### REQUIRED TASK
Leave out any picture and return the remaining listing below exactly as given.

### INFORMATION SHOWN
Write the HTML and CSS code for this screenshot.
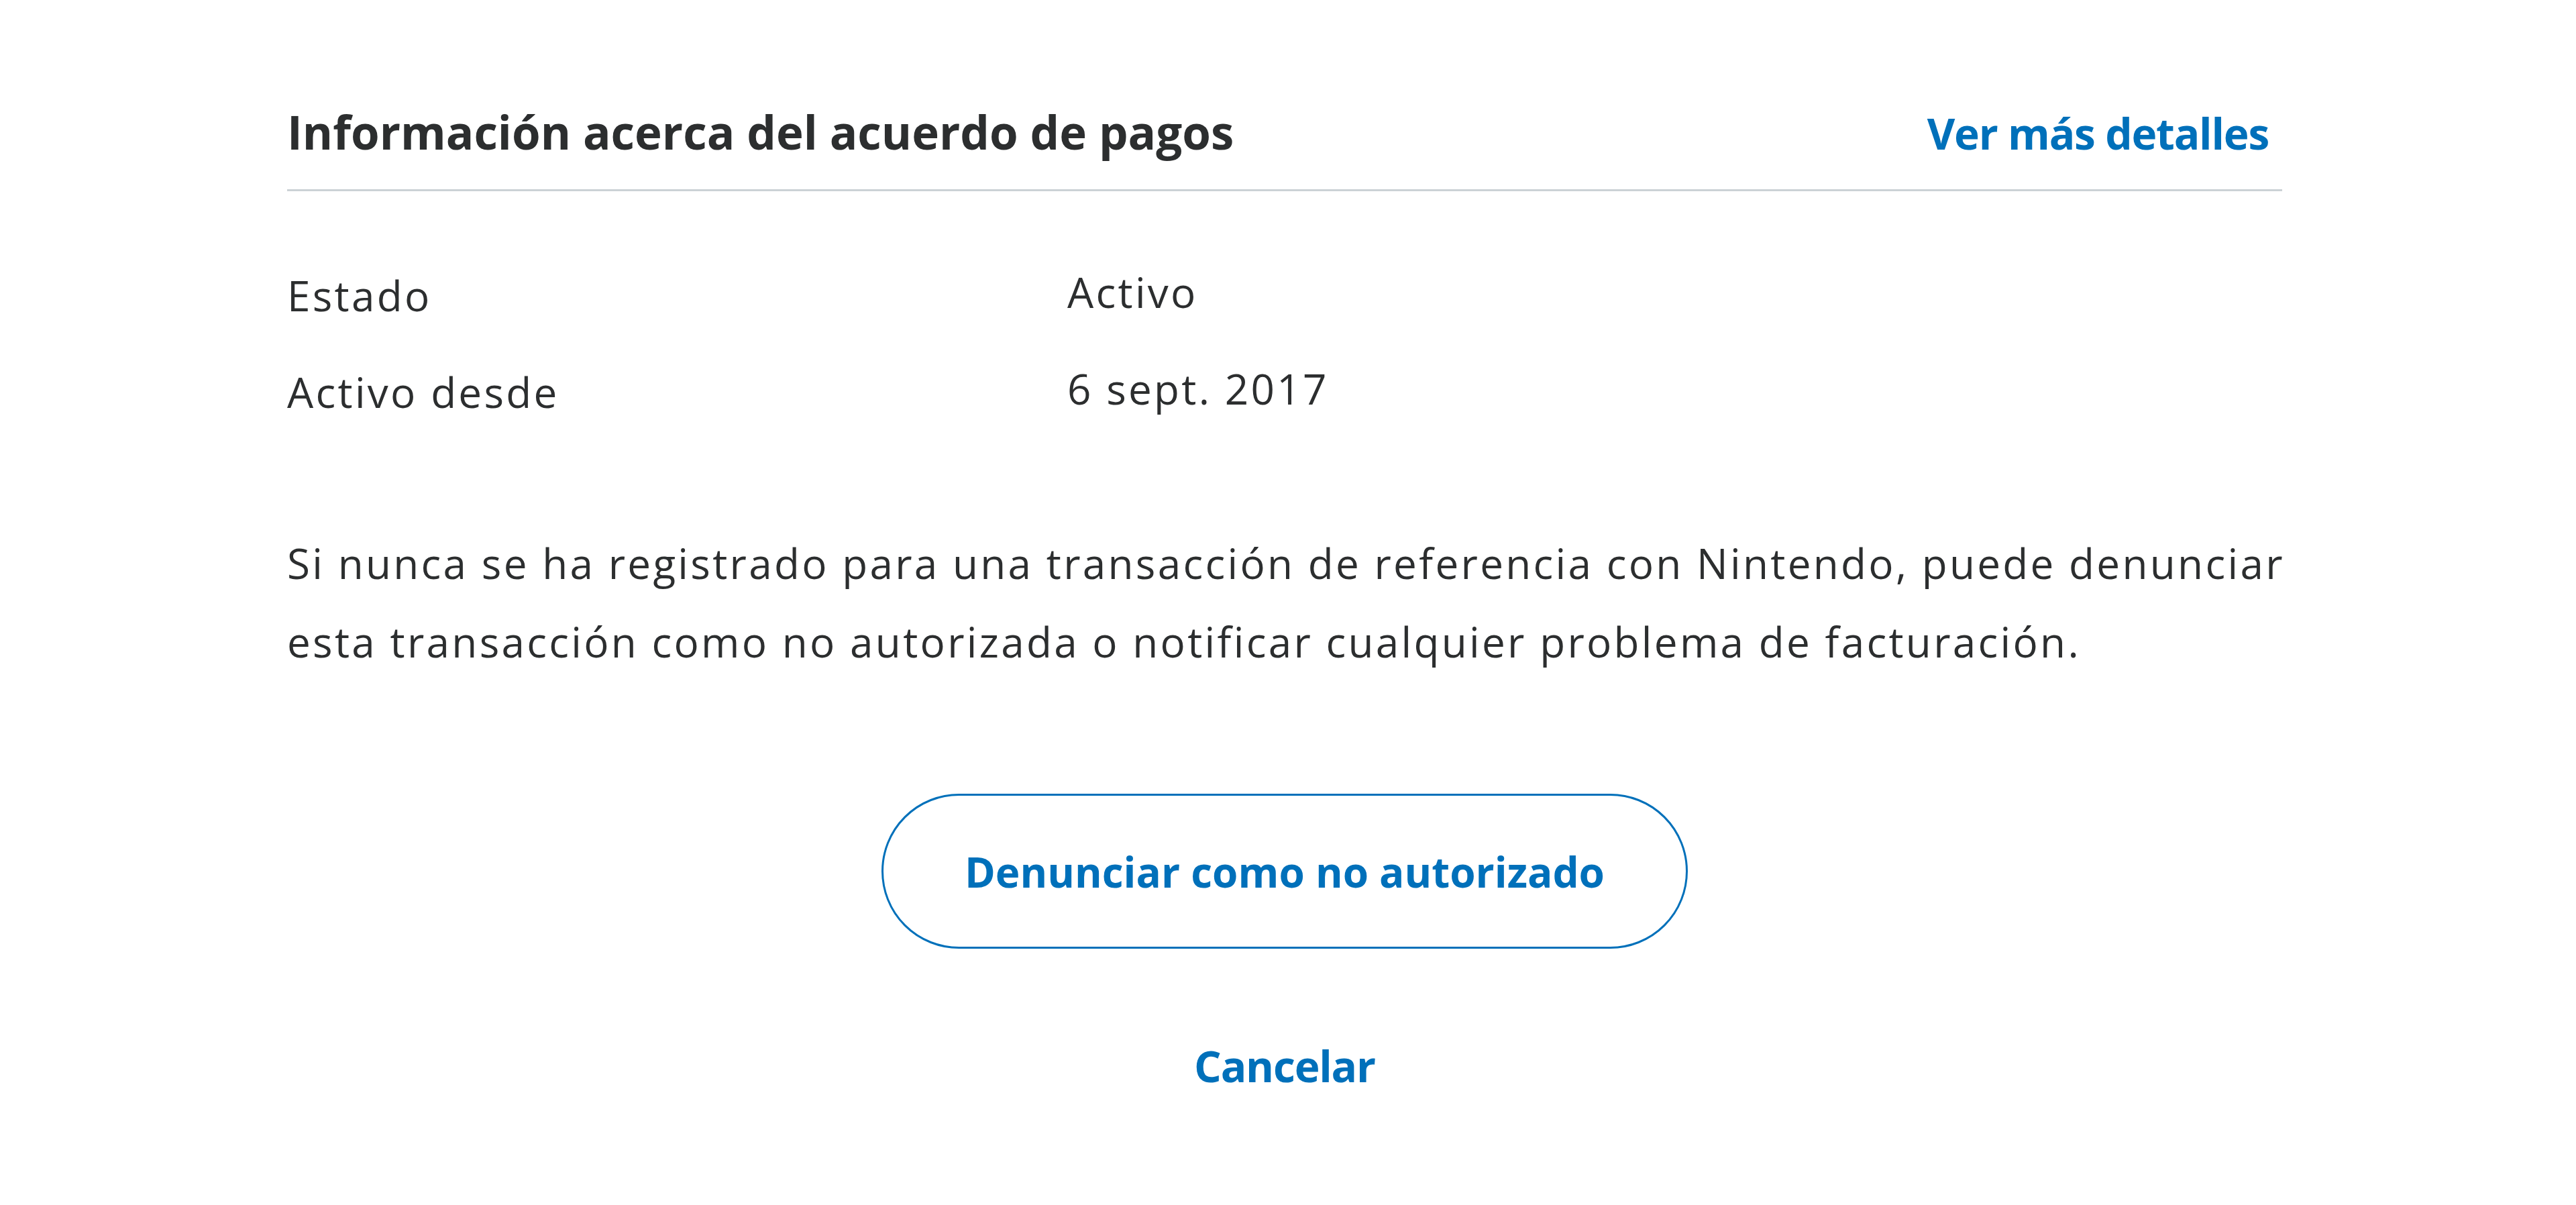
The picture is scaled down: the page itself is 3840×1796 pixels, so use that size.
FILE: index.html
```html
<!DOCTYPE html>
<html lang="es">
<head>
  <meta charset="UTF-8" />
  <meta name="viewport" content="width=device-width, initial-scale=1.0" />
  <title>Acuerdo de pagos</title>
  <link rel="stylesheet" href="styles.css">
</head>
<body>
  <div class="panel">
    <div class="cabecera">
      <h2>Información acerca del acuerdo de pagos</h2>
      <a href="#" class="enlace detalles">Ver más detalles</a>
    </div>

    <div class="datos">
      <div class="etiqueta">Estado</div>
      <div class="valor">Activo</div>
      <div class="etiqueta">Activo desde</div>
      <div class="valor">6 sept. 2017</div>
    </div>

    <p class="aviso">Si nunca se ha registrado para una transacción de referencia con Nintendo, puede denunciar esta transacción como no autorizada o notificar cualquier problema de facturación.</p>

    <div class="acciones">
      <button class="boton">Denunciar como no autorizado</button>
      <a href="#" class="enlace cancelar">Cancelar</a>
    </div>
  </div>
</body>
</html>
```

FILE: styles.css
```css
body {
  margin: 0;
  background: #fff;
  color: #2c2e2f;
  font-family: 'Open Sans', 'Noto Sans', sans-serif;
}
.panel {
  width: 2974px;
  margin-left: 428px;
  padding-top: 154px;
}
.cabecera {
  display: flex;
  justify-content: space-between;
  align-items: baseline;
  padding-bottom: 41px;
  border-bottom: 3px solid #cbd2d6;
}
.cabecera h2 {
  margin: 0;
  font-size: 69px;
  line-height: 84px;
  font-weight: 700;
}
.enlace {
  color: #0070ba;
  font-size: 64px;
  line-height: 84px;
  font-weight: 700;
  letter-spacing: -1.2px;
  text-decoration: none;
}
.detalles {
  margin-right: 20px;
}
.datos {
  display: grid;
  grid-template-columns: 1163px 1fr;
  row-gap: 60px;
  margin-top: 113px;
  font-size: 62px;
  line-height: 84px;
  letter-spacing: 3.3px;
}
.valor {
  margin-top: -5px;
}
.aviso {
  margin: 155px -60px 0 0;
  font-size: 62px;
  line-height: 117px;
  letter-spacing: 3.3px;
}
.acciones {
  display: flex;
  flex-direction: column;
  align-items: center;
  margin-top: 168px;
}
.boton {
  width: 1202px;
  height: 231px;
  border: 3px solid #0070ba;
  border-radius: 116px;
  background: #fff;
  color: #0070ba;
  font-family: inherit;
  font-size: 62px;
  font-weight: 700;
  cursor: pointer;
}
.cancelar {
  margin-top: 133px;
}
```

### THE REPLY
Write the HTML and CSS code for this screenshot.
The picture is scaled down: the page itself is 3840×1796 pixels, so use that size.
FILE: index.html
```html
<!DOCTYPE html>
<html lang="es">
<head>
  <meta charset="UTF-8" />
  <meta name="viewport" content="width=device-width, initial-scale=1.0" />
  <title>Acuerdo de pagos</title>
  <link rel="stylesheet" href="styles.css">
</head>
<body>
  <div class="panel">
    <div class="cabecera">
      <h2>Información acerca del acuerdo de pagos</h2>
      <a href="#" class="enlace detalles">Ver más detalles</a>
    </div>

    <div class="datos">
      <div class="etiqueta">Estado</div>
      <div class="valor">Activo</div>
      <div class="etiqueta">Activo desde</div>
      <div class="valor">6 sept. 2017</div>
    </div>

    <p class="aviso">Si nunca se ha registrado para una transacción de referencia con Nintendo, puede denunciar esta transacción como no autorizada o notificar cualquier problema de facturación.</p>

    <div class="acciones">
      <button class="boton">Denunciar como no autorizado</button>
      <a href="#" class="enlace cancelar">Cancelar</a>
    </div>
  </div>
</body>
</html>
```

FILE: styles.css
```css
body {
  margin: 0;
  background: #fff;
  color: #2c2e2f;
  font-family: 'Open Sans', 'Noto Sans', sans-serif;
}
.panel {
  width: 2974px;
  margin-left: 428px;
  padding-top: 154px;
}
.cabecera {
  display: flex;
  justify-content: space-between;
  align-items: baseline;
  padding-bottom: 41px;
  border-bottom: 3px solid #cbd2d6;
}
.cabecera h2 {
  margin: 0;
  font-size: 69px;
  line-height: 84px;
  font-weight: 700;
}
.enlace {
  color: #0070ba;
  font-size: 64px;
  line-height: 84px;
  font-weight: 700;
  letter-spacing: -1.2px;
  text-decoration: none;
}
.detalles {
  margin-right: 20px;
}
.datos {
  display: grid;
  grid-template-columns: 1163px 1fr;
  row-gap: 60px;
  margin-top: 113px;
  font-size: 62px;
  line-height: 84px;
  letter-spacing: 3.3px;
}
.valor {
  margin-top: -5px;
}
.aviso {
  margin: 155px -60px 0 0;
  font-size: 62px;
  line-height: 117px;
  letter-spacing: 3.3px;
}
.acciones {
  display: flex;
  flex-direction: column;
  align-items: center;
  margin-top: 168px;
}
.boton {
  width: 1202px;
  height: 231px;
  border: 3px solid #0070ba;
  border-radius: 116px;
  background: #fff;
  color: #0070ba;
  font-family: inherit;
  font-size: 62px;
  font-weight: 700;
  cursor: pointer;
}
.cancelar {
  margin-top: 133px;
}
```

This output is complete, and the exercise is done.